Non-oil government revenue is reported by the Ministry of Finance in the annual budget statement and quarterly fiscal performance reports. It encompasses all government revenue excluding direct oil revenue (Aramco royalties, dividends attributable to crude production, and resource taxes). Revenue categories include taxes (VAT, income tax on foreign companies, excise tax), zakat (Islamic wealth tax on Saudi companies), fees and charges (visa, municipal, business licensing), investment returns (PIF dividends, SAMA returns), and other revenue. The classification follows the Government Finance Statistics (GFS) methodology aligned with IMF standards. Revenue figures are reported on a cash basis in quarterly updates and on an accrual basis in annual financial statements.

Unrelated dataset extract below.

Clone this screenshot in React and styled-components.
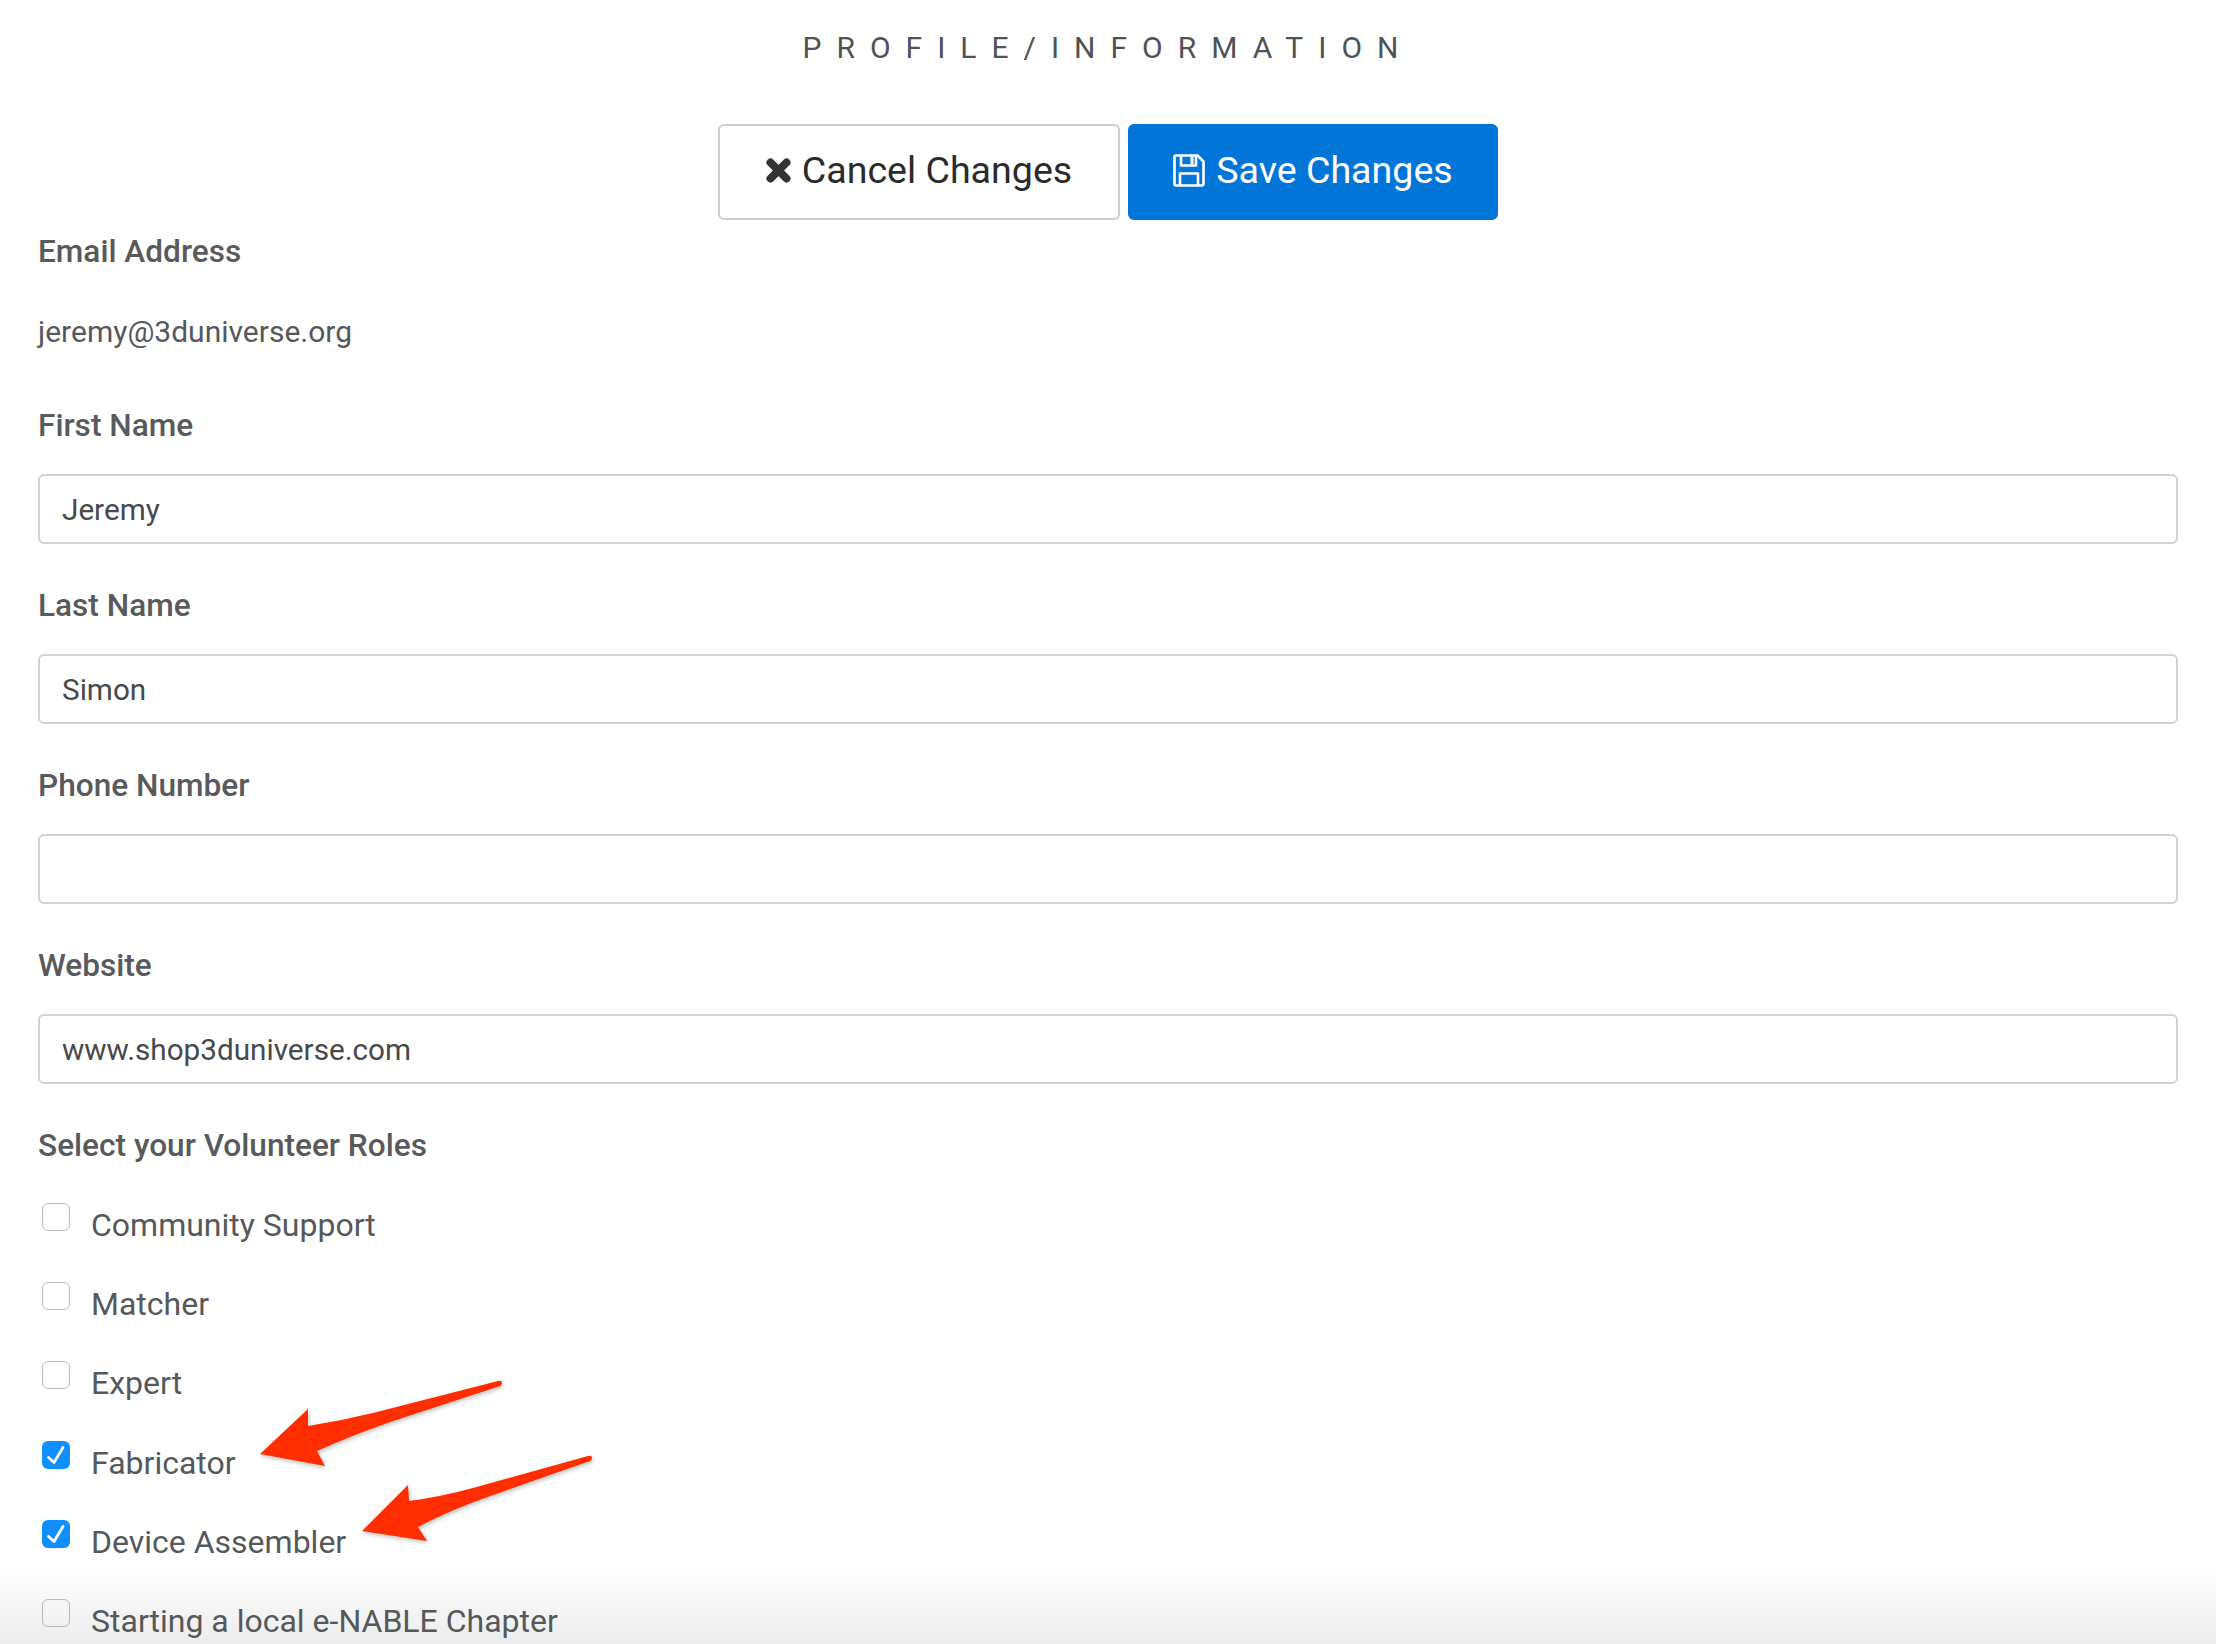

Non-oil revenue growth is the fiscal dimension of economic diversification and is essential for long-term fiscal sustainability. It connects to Non-Oil GDP Contribution (a broader economic base generates more tax revenue), the Private Sector GDP target (a larger private sector generates more VAT and corporate income), and Credit Ratings (rating agencies assess fiscal diversification in sovereign credit assessments). The Fiscal Sustainability Programme’s objective of balancing the budget by 2030 depends on non-oil revenue growth closing the gap between spending and non-oil income. The development of a proportional, non-distortionary tax system is also a competitiveness consideration for FDI attraction.

Outlook

Reaching SAR 1 trillion in non-oil revenue by 2030 requires approximately SAR 550 billion in additional annual collections — more than doubling the current level within six years. This is among the most ambitious fiscal targets in Vision 2030 and would likely require additional tax instruments or rate increases beyond the current framework. Potential measures include corporate income tax reform, further broadening of the VAT base, personal income tax (currently not levied on Saudi nationals), or expansion of wealth-related taxation instruments.

Without major new tax instruments, the Vanderbilt Portfolio projects non-oil revenue reaching SAR 550 to 650 billion by 2030, driven by organic growth from the expanding tax base, continued compliance improvements, and growing investment income as PIF’s portfolio matures. The SAR 1 trillion target likely represents an aspirational endpoint that may require extension into the early 2030s or the introduction of new tax instruments currently not in the public policy discussion. The direction of travel is unambiguously positive, and fiscal diversification has already materially reduced the Kingdom’s vulnerability to oil price volatility.